_WRITTEN TASK:_ Find every line in the records below that holds the word "this", and copy it out.

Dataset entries
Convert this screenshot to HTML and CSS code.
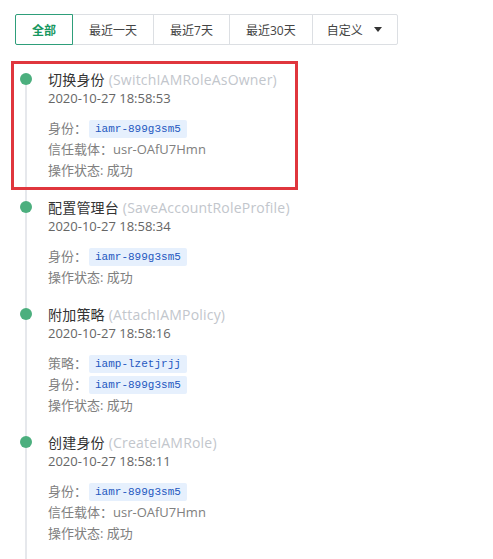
FILE: index.html
```html
<!DOCTYPE html>
<html lang="zh-CN">
<head>
<meta charset="utf-8">
<title>操作记录</title>
<link rel="stylesheet" href="styles.css">
</head>
<body>
<div class="page">
  <div class="tabs">
    <button class="tab active">全部</button>
    <button class="tab">最近一天</button>
    <button class="tab">最近7天</button>
    <button class="tab">最近30天</button>
    <button class="tab tab-select">自定义<span class="caret"></span></button>
  </div>

  <div class="timeline">
    <div class="highlight"></div>

    <div class="item">
      <span class="dot"></span>
      <div class="title">切换身份 <span class="api">(SwitchIAMRoleAsOwner)</span></div>
      <div class="date">2020-10-27 18:58:53</div>
      <div class="details">
        <div class="row">身份：<span class="tag">iamr-899g3sm5</span></div>
        <div class="row">信任载体：usr-OAfU7Hmn</div>
        <div class="row">操作状态: 成功</div>
      </div>
    </div>

    <div class="item">
      <span class="dot"></span>
      <div class="title">配置管理台 <span class="api">(SaveAccountRoleProfile)</span></div>
      <div class="date">2020-10-27 18:58:34</div>
      <div class="details">
        <div class="row">身份：<span class="tag">iamr-899g3sm5</span></div>
        <div class="row">操作状态: 成功</div>
      </div>
    </div>

    <div class="item">
      <span class="dot"></span>
      <div class="title">附加策略 <span class="api">(AttachIAMPolicy)</span></div>
      <div class="date">2020-10-27 18:58:16</div>
      <div class="details">
        <div class="row">策略：<span class="tag">iamp-lzetjrjj</span></div>
        <div class="row">身份：<span class="tag">iamr-899g3sm5</span></div>
        <div class="row">操作状态: 成功</div>
      </div>
    </div>

    <div class="item">
      <span class="dot"></span>
      <div class="title">创建身份 <span class="api">(CreateIAMRole)</span></div>
      <div class="date">2020-10-27 18:58:11</div>
      <div class="details">
        <div class="row">身份：<span class="tag">iamr-899g3sm5</span></div>
        <div class="row">信任载体：usr-OAfU7Hmn</div>
        <div class="row">操作状态: 成功</div>
      </div>
    </div>
  </div>
</div>
</body>
</html>
```

FILE: styles.css
```css
html, body {
  margin: 0;
  padding: 0;
  background: #ffffff;
}

body {
  font-family: "Open Sans", "Noto Sans CJK SC", sans-serif;
  color: #333333;
  overflow: hidden;
}

.page {
  padding: 14px 0 0 0;
}

.tabs {
  display: flex;
  margin-left: 15px;
}

.tab {
  flex-shrink: 0;
  white-space: nowrap;
  height: 31px;
  padding: 0 16px;
  margin: 0 0 0 -1px;
  border: 1px solid #dcdfe3;
  background: #ffffff;
  font-family: "Open Sans", "Noto Sans CJK SC", sans-serif;
  font-size: 12px;
  color: #444444;
  display: flex;
  align-items: center;
  cursor: pointer;
}

.tab:first-child {
  margin-left: 0;
  border-radius: 2px 0 0 2px;
}

.tab:last-child {
  border-radius: 0 2px 2px 0;
}

.tab.active {
  position: relative;
  z-index: 1;
  border-color: #2e9e7a;
  color: #17975f;
  font-weight: 600;
}

.tab-select {
  padding: 0 15px 0 14px;
}

.caret {
  margin-left: 11px;
  width: 0;
  height: 0;
  border-left: 4px solid transparent;
  border-right: 4px solid transparent;
  border-top: 5px solid #333333;
}

.timeline {
  position: relative;
  margin-top: 25px;
}

.highlight {
  position: absolute;
  left: 11px;
  top: -9px;
  width: 287px;
  height: 129px;
  box-sizing: border-box;
  border: 3px solid #e0363d;
  pointer-events: none;
  z-index: 2;
}

.item {
  position: relative;
  padding: 0 0 17px 48px;
}

.item::before {
  content: "";
  position: absolute;
  left: 25px;
  top: 0;
  bottom: 0;
  width: 2px;
  background: #e6e8ec;
}

.highlight + .item::before {
  top: 9px;
}

.dot {
  position: absolute;
  left: 20px;
  top: 3px;
  width: 12px;
  height: 12px;
  border-radius: 50%;
  background: #4caf7e;
  z-index: 1;
}

.title {
  font-size: 14px;
  line-height: 19px;
  color: #333333;
  letter-spacing: 0.2px;
}

.api {
  color: #c2c6cc;
}

.date {
  font-size: 13px;
  line-height: 18px;
  color: #666666;
}

.details {
  margin-top: 11px;
}

.row {
  font-size: 13px;
  line-height: 21px;
  height: 21px;
  color: #808080;
  display: flex;
  align-items: center;
}

.tag {
  display: inline-block;
  margin-left: 2px;
  padding: 0 6px;
  height: 18px;
  line-height: 18px;
  font-family: "Liberation Mono", "DejaVu Sans Mono", monospace;
  font-size: 11px;
  color: #1f58c0;
  background: #e6f0fd;
  border-radius: 2px;
}
```
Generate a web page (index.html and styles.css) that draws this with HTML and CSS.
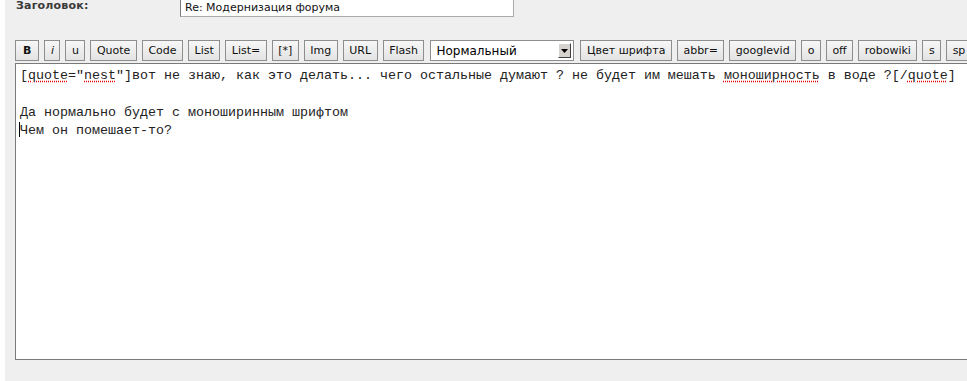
FILE: index.html
```html
<!DOCTYPE html>
<html lang="ru">
<head>
<meta charset="utf-8">
<title>Ответ</title>
<link rel="stylesheet" href="styles.css">
</head>
<body>
<div class="panel">
  <div class="title-row">
    <span class="label">Заголовок:</span>
    <div class="input">Re: Модернизация форума</div>
  </div>
  <div class="toolbar">
    <button class="btn bold">B</button>
    <button class="btn italic">i</button>
    <button class="btn">u</button>
    <button class="btn">Quote</button>
    <button class="btn">Code</button>
    <button class="btn">List</button>
    <button class="btn">List=</button>
    <button class="btn">[*]</button>
    <button class="btn">Img</button>
    <button class="btn">URL</button>
    <button class="btn">Flash</button>
    <div class="select"><span class="select-text">Нормальный</span><span class="select-arrow"><svg width="7" height="4" viewBox="0 0 7 4"><path d="M0 0h7L3.5 4z" fill="#000"/></svg></span></div>
    <button class="btn">Цвет шрифта</button>
    <button class="btn">abbr=</button>
    <button class="btn">googlevid</button>
    <button class="btn">o</button>
    <button class="btn">off</button>
    <button class="btn">robowiki</button>
    <button class="btn">s</button>
    <button class="btn">sp</button>
  </div>
  <div class="editor"><div class="line">[<span class="sp">quote</span>="<span class="sp">nest</span>"]вот не знаю, как это делать... чего остальные думают ? не будет им мешать <span class="sp">моноширность</span> в воде ?[/<span class="sp">quote</span>]</div><div class="line">&nbsp;</div><div class="line">Да нормально будет с моноширинным шрифтом</div><div class="line"><span class="caret"></span>Чем он помешает-то?</div></div>
</div>
</body>
</html>
```

FILE: styles.css
```css
html, body {
  margin: 0;
  padding: 0;
  background: #ffffff;
  overflow: hidden;
  height: 381px;
}

.panel {
  margin-left: 5px;
  height: 381px;
  background: #efefef;
  padding-left: 10px;
  overflow: hidden;
}

.title-row {
  display: flex;
  align-items: flex-start;
  margin-top: -3px;
  height: 20px;
}

.label {
  font-family: "DejaVu Sans", Verdana, sans-serif;
  font-weight: bold;
  font-size: 11px;
  color: #3a3a3a;
  letter-spacing: 0.2px;
  width: 164px;
  padding-left: 1px;
  line-height: 13px;
  margin-top: 2px;
}

.input {
  width: 334px;
  height: 20px;
  box-sizing: border-box;
  background: #fff;
  border: 1px solid #ababab;
  border-left-color: #7a7a7a;
  border-top-color: #7a7a7a;
  font-family: "DejaVu Sans", Verdana, sans-serif;
  font-size: 11px;
  color: #111;
  padding: 4px 0 0 4px;
  line-height: 12px;
}

.toolbar {
  display: flex;
  gap: 5px;
  margin-top: 23px;
  height: 21px;
  white-space: nowrap;
}

.btn {
  flex: none;
  height: 21px;
  box-sizing: border-box;
  margin: 0;
  padding: 0 5.5px;
  border: 1px solid #8e8e8e;
  background: linear-gradient(#f7f7f7, #e3e3e3);
  font-family: "DejaVu Sans", Verdana, sans-serif;
  font-size: 11px;
  color: #111;
  line-height: 19px;
}

.bold {
  font-weight: bold;
  padding: 0 7px;
}

.italic {
  font-style: italic;
  padding: 0 5.5px;
}

.select {
  flex: none;
  width: 144px;
  height: 21px;
  box-sizing: border-box;
  border: 1px solid #8e8e8e;
  background: #fff;
  display: flex;
  align-items: center;
  justify-content: space-between;
  padding: 0 2px 0 5px;
  margin: 0 1px 0 1px;
}

.select-text {
  font-family: "DejaVu Sans", Verdana, sans-serif;
  font-size: 12px;
  color: #000;
}

.select-arrow {
  width: 13px;
  height: 15px;
  box-sizing: border-box;
  background: #d6d3ce;
  border: 1px solid;
  border-color: #fff #404040 #404040 #fff;
  display: flex;
  align-items: center;
  justify-content: center;
}

.editor {
  margin-top: 2px;
  width: 1000px;
  height: 297px;
  box-sizing: border-box;
  background: #fff;
  border: 1px solid #7a7a7a;
  border-right: none;
  padding: 3px 0 0 4px;
  font-family: "Liberation Mono", "Courier New", monospace;
  font-size: 13.33px;
  line-height: 18.4px;
  color: #222;
  white-space: pre;
}

.line {
  height: 18.4px;
}

.sp {
  text-decoration: underline dotted #e00000;
  text-underline-offset: 2px;
}

.caret {
  display: inline-block;
  width: 0;
  height: 15px;
  border-left: 1px solid #000;
  vertical-align: -3px;
  margin-left: -1px;
}
```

_RESPONSE:_
Convert this screenshot to HTML and CSS code.
Generate a web page (index.html and styles.css) that draws this with HTML and CSS.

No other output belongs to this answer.